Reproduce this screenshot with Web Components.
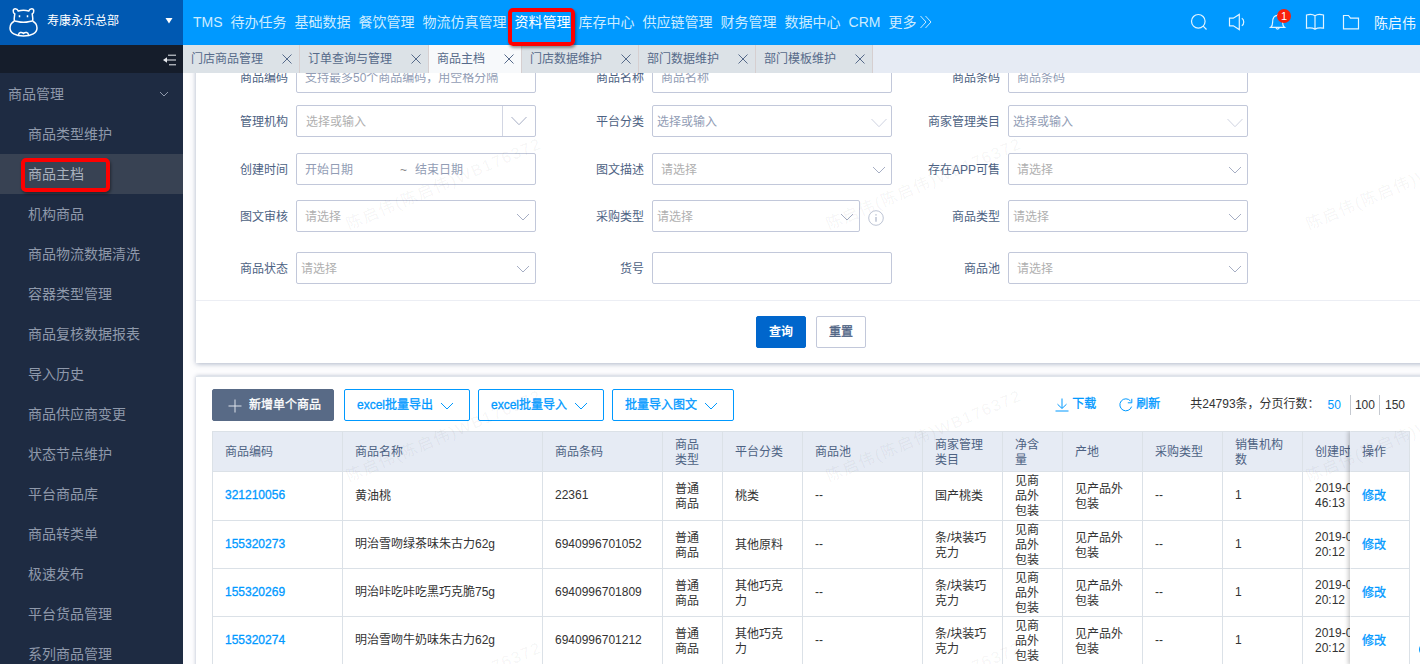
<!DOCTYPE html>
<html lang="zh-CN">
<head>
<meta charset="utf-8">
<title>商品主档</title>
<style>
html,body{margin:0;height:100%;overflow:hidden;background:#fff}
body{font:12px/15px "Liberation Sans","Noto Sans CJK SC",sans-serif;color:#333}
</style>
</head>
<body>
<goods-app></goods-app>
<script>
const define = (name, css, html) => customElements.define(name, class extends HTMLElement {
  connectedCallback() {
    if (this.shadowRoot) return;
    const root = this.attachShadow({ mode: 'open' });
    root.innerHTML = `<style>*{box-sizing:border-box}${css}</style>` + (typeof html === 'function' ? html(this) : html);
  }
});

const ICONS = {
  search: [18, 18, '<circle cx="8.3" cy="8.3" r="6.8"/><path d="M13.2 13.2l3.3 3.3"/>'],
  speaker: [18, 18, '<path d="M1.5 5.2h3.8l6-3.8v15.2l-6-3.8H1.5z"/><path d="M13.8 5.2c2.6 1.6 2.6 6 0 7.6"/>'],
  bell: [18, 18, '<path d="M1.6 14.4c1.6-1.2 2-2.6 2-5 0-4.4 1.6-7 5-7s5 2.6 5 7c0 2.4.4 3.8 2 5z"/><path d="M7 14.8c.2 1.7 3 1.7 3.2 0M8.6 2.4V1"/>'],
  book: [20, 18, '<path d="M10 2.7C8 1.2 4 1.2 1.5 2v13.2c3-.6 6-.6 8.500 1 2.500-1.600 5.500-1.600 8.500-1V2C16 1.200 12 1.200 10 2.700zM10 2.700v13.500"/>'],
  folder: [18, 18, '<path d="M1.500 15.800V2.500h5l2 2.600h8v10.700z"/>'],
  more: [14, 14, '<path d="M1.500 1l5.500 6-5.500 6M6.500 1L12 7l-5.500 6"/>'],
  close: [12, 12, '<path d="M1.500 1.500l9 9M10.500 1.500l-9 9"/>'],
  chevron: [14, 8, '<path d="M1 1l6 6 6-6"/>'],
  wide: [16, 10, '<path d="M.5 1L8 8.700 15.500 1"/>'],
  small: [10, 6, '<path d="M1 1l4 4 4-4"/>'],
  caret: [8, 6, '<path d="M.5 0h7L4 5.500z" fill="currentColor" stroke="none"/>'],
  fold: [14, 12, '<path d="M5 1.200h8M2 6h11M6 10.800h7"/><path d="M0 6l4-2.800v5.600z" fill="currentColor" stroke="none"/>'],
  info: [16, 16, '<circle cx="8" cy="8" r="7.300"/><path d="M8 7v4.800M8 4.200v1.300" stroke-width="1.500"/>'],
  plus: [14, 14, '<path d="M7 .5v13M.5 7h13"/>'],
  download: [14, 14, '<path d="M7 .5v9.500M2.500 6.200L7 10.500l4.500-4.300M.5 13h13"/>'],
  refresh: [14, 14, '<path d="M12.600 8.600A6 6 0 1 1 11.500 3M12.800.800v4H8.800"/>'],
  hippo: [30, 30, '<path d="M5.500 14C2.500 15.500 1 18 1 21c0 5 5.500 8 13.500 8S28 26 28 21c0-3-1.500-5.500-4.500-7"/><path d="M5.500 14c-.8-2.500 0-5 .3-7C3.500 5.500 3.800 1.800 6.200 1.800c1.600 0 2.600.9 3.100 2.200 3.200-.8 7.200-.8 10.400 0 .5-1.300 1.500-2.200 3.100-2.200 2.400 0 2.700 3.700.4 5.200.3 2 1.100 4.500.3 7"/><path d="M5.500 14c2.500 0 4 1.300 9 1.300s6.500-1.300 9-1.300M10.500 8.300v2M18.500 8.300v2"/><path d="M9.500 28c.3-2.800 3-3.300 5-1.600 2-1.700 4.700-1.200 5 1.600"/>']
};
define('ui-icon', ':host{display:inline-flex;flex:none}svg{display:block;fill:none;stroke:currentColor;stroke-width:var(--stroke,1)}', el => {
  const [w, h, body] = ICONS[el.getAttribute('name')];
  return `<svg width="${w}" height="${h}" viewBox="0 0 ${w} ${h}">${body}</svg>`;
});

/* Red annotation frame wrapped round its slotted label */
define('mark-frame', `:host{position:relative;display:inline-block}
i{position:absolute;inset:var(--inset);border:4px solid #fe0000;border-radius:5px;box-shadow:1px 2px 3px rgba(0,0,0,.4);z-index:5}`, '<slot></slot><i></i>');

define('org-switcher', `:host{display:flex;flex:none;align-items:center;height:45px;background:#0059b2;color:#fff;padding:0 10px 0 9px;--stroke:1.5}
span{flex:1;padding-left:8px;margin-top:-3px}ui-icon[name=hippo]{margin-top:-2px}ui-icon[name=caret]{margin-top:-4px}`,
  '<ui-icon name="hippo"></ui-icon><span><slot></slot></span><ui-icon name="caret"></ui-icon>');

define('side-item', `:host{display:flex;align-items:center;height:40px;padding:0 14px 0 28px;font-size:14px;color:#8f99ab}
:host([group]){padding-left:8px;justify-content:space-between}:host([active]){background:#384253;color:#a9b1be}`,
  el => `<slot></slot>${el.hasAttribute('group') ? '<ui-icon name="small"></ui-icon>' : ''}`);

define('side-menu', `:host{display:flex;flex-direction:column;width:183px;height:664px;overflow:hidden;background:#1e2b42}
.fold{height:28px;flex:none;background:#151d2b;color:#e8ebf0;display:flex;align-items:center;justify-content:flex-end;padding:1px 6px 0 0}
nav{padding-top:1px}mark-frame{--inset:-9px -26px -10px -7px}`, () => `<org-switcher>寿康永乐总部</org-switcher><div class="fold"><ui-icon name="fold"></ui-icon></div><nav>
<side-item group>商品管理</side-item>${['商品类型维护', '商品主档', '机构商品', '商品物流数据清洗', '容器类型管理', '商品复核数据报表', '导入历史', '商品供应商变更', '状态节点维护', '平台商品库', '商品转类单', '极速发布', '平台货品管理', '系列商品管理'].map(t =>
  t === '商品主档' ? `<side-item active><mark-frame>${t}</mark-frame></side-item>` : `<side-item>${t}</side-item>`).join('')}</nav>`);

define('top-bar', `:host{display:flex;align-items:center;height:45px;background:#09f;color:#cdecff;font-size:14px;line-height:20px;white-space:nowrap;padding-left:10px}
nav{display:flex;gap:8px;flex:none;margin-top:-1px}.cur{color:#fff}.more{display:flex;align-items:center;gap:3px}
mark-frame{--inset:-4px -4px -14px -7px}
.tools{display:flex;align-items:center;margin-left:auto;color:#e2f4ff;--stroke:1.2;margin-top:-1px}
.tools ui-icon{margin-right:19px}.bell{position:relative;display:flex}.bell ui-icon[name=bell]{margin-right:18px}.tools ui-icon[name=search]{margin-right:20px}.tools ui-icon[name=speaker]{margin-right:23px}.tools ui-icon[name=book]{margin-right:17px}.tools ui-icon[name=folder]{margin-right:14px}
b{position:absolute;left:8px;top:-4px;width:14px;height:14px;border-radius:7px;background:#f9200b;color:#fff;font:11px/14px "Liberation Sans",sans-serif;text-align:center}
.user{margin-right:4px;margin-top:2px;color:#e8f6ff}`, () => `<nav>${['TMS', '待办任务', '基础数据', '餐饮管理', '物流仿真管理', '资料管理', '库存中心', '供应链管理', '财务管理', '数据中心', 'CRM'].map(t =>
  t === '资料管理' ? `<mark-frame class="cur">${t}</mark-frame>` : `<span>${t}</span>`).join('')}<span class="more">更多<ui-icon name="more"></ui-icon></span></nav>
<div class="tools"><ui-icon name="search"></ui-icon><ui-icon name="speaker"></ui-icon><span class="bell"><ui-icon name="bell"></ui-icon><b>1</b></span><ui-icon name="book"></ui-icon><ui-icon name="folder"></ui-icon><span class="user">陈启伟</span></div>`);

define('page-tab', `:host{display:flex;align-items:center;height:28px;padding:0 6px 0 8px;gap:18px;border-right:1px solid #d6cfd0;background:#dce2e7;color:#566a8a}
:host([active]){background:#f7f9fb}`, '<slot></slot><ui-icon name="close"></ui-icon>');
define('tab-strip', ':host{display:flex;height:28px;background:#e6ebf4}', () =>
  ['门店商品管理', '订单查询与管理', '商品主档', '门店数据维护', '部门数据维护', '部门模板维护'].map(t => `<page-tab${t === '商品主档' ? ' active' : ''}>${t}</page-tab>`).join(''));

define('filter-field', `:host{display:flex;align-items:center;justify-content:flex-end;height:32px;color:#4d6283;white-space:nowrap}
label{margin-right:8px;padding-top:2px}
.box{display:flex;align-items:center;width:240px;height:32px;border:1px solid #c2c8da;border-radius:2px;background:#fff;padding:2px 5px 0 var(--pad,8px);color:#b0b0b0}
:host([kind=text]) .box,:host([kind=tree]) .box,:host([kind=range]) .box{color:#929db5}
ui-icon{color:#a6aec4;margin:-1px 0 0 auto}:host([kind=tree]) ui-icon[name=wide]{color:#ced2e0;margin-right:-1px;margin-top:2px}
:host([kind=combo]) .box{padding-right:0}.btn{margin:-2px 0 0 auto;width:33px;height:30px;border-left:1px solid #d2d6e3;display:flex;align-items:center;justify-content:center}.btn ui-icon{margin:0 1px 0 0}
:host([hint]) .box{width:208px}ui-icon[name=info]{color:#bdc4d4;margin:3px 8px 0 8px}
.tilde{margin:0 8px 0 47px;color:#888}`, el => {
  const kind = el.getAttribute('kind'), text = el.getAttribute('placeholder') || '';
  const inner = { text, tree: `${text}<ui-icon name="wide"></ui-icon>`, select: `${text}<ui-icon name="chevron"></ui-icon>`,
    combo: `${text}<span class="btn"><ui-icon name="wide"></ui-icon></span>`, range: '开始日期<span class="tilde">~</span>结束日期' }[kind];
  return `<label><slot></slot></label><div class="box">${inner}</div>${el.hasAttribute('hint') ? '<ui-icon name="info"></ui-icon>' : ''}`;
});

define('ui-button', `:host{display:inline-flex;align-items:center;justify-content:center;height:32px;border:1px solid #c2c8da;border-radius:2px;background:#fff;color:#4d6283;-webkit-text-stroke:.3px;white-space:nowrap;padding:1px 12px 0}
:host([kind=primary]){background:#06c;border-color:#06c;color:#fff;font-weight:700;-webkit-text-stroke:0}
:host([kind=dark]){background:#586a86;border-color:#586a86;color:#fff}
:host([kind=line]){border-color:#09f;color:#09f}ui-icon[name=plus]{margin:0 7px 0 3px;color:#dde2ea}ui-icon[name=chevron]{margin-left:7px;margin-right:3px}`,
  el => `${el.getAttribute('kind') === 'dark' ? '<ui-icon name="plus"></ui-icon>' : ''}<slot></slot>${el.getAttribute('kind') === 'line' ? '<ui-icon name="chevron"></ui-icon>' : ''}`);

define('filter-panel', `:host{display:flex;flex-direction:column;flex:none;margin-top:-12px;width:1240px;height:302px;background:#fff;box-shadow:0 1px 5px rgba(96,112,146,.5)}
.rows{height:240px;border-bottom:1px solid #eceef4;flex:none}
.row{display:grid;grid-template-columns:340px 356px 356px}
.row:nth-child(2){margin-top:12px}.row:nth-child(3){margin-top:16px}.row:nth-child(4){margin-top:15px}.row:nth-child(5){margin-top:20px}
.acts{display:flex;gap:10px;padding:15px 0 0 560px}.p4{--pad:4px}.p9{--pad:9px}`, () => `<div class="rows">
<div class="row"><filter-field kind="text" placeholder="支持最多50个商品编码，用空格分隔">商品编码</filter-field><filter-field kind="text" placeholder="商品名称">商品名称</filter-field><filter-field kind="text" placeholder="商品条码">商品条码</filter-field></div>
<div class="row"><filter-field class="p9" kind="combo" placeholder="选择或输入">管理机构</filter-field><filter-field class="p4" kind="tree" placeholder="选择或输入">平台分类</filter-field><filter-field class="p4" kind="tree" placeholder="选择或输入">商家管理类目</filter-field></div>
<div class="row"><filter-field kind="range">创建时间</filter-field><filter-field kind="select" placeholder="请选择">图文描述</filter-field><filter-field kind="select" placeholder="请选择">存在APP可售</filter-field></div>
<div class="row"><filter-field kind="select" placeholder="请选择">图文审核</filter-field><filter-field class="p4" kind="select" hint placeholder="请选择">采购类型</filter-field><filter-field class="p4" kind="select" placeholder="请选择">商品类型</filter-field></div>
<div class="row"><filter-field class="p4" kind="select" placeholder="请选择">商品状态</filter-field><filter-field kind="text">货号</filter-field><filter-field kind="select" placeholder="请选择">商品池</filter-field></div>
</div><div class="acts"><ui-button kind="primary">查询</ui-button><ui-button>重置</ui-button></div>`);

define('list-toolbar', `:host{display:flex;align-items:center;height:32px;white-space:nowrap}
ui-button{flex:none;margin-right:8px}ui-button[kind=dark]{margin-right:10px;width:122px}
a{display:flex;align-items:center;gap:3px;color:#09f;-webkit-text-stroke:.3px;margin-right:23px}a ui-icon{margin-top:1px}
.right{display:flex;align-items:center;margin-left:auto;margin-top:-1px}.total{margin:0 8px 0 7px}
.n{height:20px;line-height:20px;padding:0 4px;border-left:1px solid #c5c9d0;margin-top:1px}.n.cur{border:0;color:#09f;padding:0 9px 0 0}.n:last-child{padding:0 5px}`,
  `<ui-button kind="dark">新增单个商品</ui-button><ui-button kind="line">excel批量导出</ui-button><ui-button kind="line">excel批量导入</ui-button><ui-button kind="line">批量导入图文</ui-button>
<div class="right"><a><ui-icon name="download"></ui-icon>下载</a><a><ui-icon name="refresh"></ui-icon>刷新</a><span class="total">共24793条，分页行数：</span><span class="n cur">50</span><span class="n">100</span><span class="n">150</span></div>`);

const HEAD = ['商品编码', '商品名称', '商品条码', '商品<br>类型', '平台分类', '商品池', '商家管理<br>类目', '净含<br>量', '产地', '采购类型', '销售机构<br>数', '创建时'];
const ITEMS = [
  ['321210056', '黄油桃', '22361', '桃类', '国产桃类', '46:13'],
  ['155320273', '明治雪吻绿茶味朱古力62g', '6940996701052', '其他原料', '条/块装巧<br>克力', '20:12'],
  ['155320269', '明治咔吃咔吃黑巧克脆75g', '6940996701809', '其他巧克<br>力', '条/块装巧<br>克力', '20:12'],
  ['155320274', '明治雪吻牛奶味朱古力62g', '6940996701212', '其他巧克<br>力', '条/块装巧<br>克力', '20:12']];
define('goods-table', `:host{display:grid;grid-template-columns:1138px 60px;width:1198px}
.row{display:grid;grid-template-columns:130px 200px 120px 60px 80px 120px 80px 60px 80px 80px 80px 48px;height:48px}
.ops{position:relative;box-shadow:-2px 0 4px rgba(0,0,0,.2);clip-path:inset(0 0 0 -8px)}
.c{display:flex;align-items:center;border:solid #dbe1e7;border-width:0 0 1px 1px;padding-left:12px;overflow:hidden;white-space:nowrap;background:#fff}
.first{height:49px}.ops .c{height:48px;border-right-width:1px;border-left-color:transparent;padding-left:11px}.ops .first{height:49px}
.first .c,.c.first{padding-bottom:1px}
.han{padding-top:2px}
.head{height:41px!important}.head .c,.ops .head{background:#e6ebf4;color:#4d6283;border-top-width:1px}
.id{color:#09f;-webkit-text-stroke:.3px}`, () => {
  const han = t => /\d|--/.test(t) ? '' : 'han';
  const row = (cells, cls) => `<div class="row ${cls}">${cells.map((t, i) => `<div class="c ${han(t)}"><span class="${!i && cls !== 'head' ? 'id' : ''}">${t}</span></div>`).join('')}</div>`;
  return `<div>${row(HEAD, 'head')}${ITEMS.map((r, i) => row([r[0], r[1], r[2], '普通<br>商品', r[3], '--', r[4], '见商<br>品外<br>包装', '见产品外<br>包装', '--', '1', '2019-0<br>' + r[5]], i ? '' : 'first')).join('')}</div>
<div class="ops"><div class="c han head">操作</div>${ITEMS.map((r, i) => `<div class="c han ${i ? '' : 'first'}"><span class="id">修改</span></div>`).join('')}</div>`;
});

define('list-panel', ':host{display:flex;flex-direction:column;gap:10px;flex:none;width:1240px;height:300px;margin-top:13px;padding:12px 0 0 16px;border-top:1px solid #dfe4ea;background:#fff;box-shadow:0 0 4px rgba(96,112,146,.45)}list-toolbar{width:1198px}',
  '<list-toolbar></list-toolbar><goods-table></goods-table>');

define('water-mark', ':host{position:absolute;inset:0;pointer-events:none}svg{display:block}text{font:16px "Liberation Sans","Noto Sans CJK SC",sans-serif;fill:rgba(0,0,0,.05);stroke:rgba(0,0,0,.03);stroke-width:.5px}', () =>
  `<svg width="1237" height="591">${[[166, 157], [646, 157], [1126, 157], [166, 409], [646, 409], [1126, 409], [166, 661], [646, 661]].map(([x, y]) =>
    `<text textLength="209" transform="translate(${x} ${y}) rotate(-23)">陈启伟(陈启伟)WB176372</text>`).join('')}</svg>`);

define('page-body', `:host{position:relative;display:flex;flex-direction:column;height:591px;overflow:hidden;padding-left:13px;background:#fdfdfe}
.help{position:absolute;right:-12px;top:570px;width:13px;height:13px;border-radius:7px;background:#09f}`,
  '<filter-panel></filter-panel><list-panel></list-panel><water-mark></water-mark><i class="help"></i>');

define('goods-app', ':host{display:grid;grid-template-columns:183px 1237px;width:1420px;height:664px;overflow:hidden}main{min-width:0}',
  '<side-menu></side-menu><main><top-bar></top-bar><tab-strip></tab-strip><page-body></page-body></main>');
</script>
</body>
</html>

-- -- --

● Direction:
Report how many lines hold the string "this", giving the number and nothing else.

● Exercise answer:
4